Ülkemizde okuma yazma bilmeyen kadın sayısı ortalama 6 milyon civarında...Oldukça yüksek bir oran
Halen kızları okula yolamamakta direnen aileler ( özellikle babalar, abiler var) ne acıdır kı, kızların okuma yazma öğrenmeleri için, devlet anne babalara baskı uyguluyor, cezalarla tehdit ediyor!..
Halen töre ve namus cinayetleri işleniyor.
Küçük yaşta kızlar rızaları olmadan istemedikleri erkeklerle evlendiriliyor.
Halen tecavüzden hüküm giyenler iki yılda bir çıkan aflardan yararlanarak toplum içersine suç makinesi olarak geri dönüyor.
Halen tüm dünyada kadınlar şiddete maruz kalıyor
Kadınlara erkeklerle eşit ücret hala uygulanmıyor.
Ne zaman bir iş yerinde personel azaltmak gerekse, ilk işten çıkarılanlar kadınlar oluyor
Bir soyadı sorununu bile tam olarak çözemedik.
Hala kocasından boşanmak isteyen kadının karşısında “çocuğunu göremezsin!” tehditleri sürüyor.
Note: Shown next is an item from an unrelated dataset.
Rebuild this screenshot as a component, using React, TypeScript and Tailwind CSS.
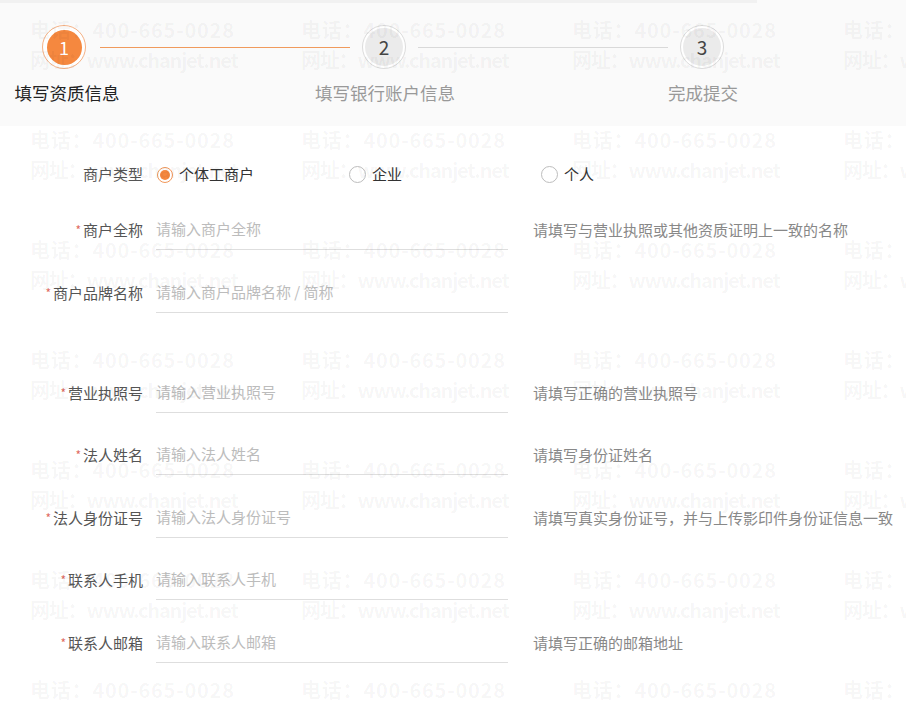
import React from 'react';

const FONT = { fontFamily: '"Microsoft YaHei", "Noto Sans CJK SC", "Noto Sans", sans-serif' };

type Field = {
  label: string;
  placeholder: string;
  hint?: string;
  gapBefore?: boolean;
};

const FIELDS: Field[] = [
  { label: '商户全称', placeholder: '请输入商户全称', hint: '请填写与营业执照或其他资质证明上一致的名称' },
  { label: '商户品牌名称', placeholder: '请输入商户品牌名称 / 简称' },
  { label: '营业执照号', placeholder: '请输入营业执照号', hint: '请填写正确的营业执照号', gapBefore: true },
  { label: '法人姓名', placeholder: '请输入法人姓名', hint: '请填写身份证姓名' },
  { label: '法人身份证号', placeholder: '请输入法人身份证号', hint: '请填写真实身份证号，并与上传影印件身份证信息一致' },
  { label: '联系人手机', placeholder: '请输入联系人手机' },
  { label: '联系人邮箱', placeholder: '请输入联系人邮箱', hint: '请填写正确的邮箱地址' },
];

const RADIOS = ['个体工商户', '企业', '个人'];

function Watermark() {
  // repeating contact watermark laid over the whole page
  const cells = Array.from({ length: 28 });
  return (
    <div className="pointer-events-none absolute inset-0 overflow-hidden select-none">
      <div className="grid grid-cols-[repeat(4,271px)] auto-rows-[110px] pl-[30px] pt-[15px]">
        {cells.map((_, i) => (
          <div key={i} className="text-[20px] font-bold leading-[30px] whitespace-nowrap text-[rgba(0,0,0,0.045)]">
            <div className="tracking-[0.8px]">电话：400-665-0028</div>
            <div className="tracking-[-1.2px]">网址：www.chanjet.net</div>
          </div>
        ))}
      </div>
    </div>
  );
}

function Steps() {
  return (
    <div className="relative h-[126px] bg-[#fafafa]">
      <div className="h-[3px] w-[757px] bg-[#f1f1f1]" />
      <div className="flex items-center pl-[42px] pt-[22px]">
        <div className="flex h-[44px] w-[44px] items-center justify-center rounded-full border border-[#f5b185] bg-white">
          <div className="flex h-[35px] w-[35px] items-center justify-center rounded-full bg-[#f5883f] text-[18px] text-white">
            1
          </div>
        </div>
        <div className="ml-[14px] mr-[12px] h-px w-[250px] bg-[#f09a5c]" />
        <div className="flex h-[44px] w-[44px] items-center justify-center rounded-full border border-[#dcdcdc] bg-white">
          <div className="flex h-[38px] w-[38px] items-center justify-center rounded-full bg-[#ebebeb] text-[19px] text-[#444]">
            2
          </div>
        </div>
        <div className="mx-[12px] h-px w-[250px] bg-[#d9d9d9]" />
        <div className="flex h-[44px] w-[44px] items-center justify-center rounded-full border border-[#dcdcdc] bg-white">
          <div className="flex h-[38px] w-[38px] items-center justify-center rounded-full bg-[#ebebeb] text-[19px] text-[#444]">
            3
          </div>
        </div>
      </div>
      <div className="ml-[-3px] mt-[12px] flex gap-[178px] text-[17.5px] leading-[24px]">
        <div className="w-[140px] text-center text-[#222]">填写资质信息</div>
        <div className="w-[140px] whitespace-nowrap text-center text-[#999]">填写银行账户信息</div>
        <div className="w-[140px] text-center text-[#999]">完成提交</div>
      </div>
    </div>
  );
}

function Label({ text, required }: { text: string; required?: boolean }) {
  return (
    <div className="w-[143px] shrink-0 text-right text-[15px] text-[#555]">
      {required && <span className="mr-[2px] align-[1px] text-[12px] text-[#e06b63]">*</span>}
      {text}
    </div>
  );
}

export default function App() {
  return (
    <div className="relative min-h-[707px] w-full overflow-hidden bg-white" style={FONT}>
      <Steps />

      <div className="flex flex-col pt-[29px]">
        {/* merchant type */}
        <div className="flex h-[39px] items-center">
          <Label text="商户类型" />
          <div className="ml-[14px] flex">
            {RADIOS.map((r, i) => (
              <label key={r} className="flex w-[192px] items-center gap-[6px] text-[15px] text-[#333]">
                {i === 0 ? (
                  <span className="flex h-[16px] w-[16px] items-center justify-center rounded-full border border-[#f2985a] bg-white">
                    <span className="h-[10px] w-[10px] rounded-full bg-[#f5883f]" />
                  </span>
                ) : (
                  <span className="h-[17px] w-[17px] rounded-full border border-[#bdbdbd] bg-white" />
                )}
                {r}
              </label>
            ))}
          </div>
        </div>

        <div className="mt-[17px] flex flex-col gap-[23.5px]">
          {FIELDS.map((f) => (
            <div key={f.label} className={`flex h-[39px] items-center ${f.gapBefore ? 'mt-[37.5px]' : ''}`}>
              <Label text={f.label} required />
              <div className="ml-[13px] flex h-[39px] w-[352px] shrink-0 items-center border-b border-[#dedede] pb-px">
                <input
                  className="w-full bg-transparent text-[15px] text-[#333] outline-none placeholder:text-[#bcbcbc]"
                  placeholder={f.placeholder}
                />
              </div>
              {f.hint && <div className="ml-[25px] whitespace-nowrap text-[15px] text-[#888]">{f.hint}</div>}
            </div>
          ))}
        </div>
      </div>

      <Watermark />
    </div>
  );
}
Bunlar filmlere konu oluyor ve Aliye dizisinde olduğu gibi, bu dizinin gösterildiği gün herkes televizyon karşısında nefeslerini tutup, maddi gücü yüksek ama insani yanı gelişmemiş bir eşin eski eşine uyguladığı manevi işkenceyi seyrediyor.
Doğuda erkek çocuk doğuramayan kadınlar kadından sayılmıyor ama hiç biri de “Erkeksen erkek doğurtsaydın!” demeyi akıl etmiyor.
Kırsal kesimde kumalık devam ederken, kentlerde bunların yerini metresler alıyor ve aile hukukunda en büyük değişiklik olarak ZİNA suç olmaktan çıkarılıyor...
Hala mecliste kadın milletvekili sayısı on parmağı geçmiyor
Kadınlar yerel yönetimlerde yerlerini gerektiği gibi alamıyor...
Aile planlaması yapılması gerekirken kadınlar doğurmaya teşvik ediliyor. ...
Devlet SSK’lılara tüp bebek yardımı yapacağının müjdesini verirken bu çocuklara bu imkanlarla nasıl bakılıp, nasıl eğitileceklerinin hesabını yapmıyor.
Kadının var olma nedeni sadece çocuk doğurup onlara bakmak değil elbette.
Toplumun gelişmesi ve ilerlemesi için, kadının kendi gücünün artması gerek, kadının bilgilenmesi, eğitilmesi gerek.
Bunun içinde insanların kadın erkek ayırımı yapmadan,. İnsan olarak eşit fırsatlardan yararlanması gerek.
Erkeğin kadının gelişmesinden korkmaması gerek...
Fikrinin yetmediği yerde kaba gücü başvurmaması gerek.
Tanrının her iki cinse verdiği güzellikleri ve güçleri birleştirip, mükemmeli yakalamak gerek.
Kadının da haklarının olduğunu hatırlamak için 8 martı beklemediğimiz gün, “kadın hakları problemi” diye bir şey kalmayacak ve sadece insan olarak herkes toplumda ki yerini almış olacak.
Kadınlar günü bana ayrımcılığı çağrıştırıyor.
Kadınların haklarını koruyalım derken iki cinsi farkına varmadan karşı karşıya getiriyoruz.
Oysa insanın insana ihtiyacı var.
İki cinsinin güçlerinin, akıllarının, zekalarını birleştirmesinden daha güzel ne olabilir.
Nasıl her erkek kendisine destek olacak bir kadının özlemini çekiyorsa, her kadın da ne kadar güçlü olursa olsun, başını güvenle omzuna dayayacağı bir erkeğin hayalini kuruyor.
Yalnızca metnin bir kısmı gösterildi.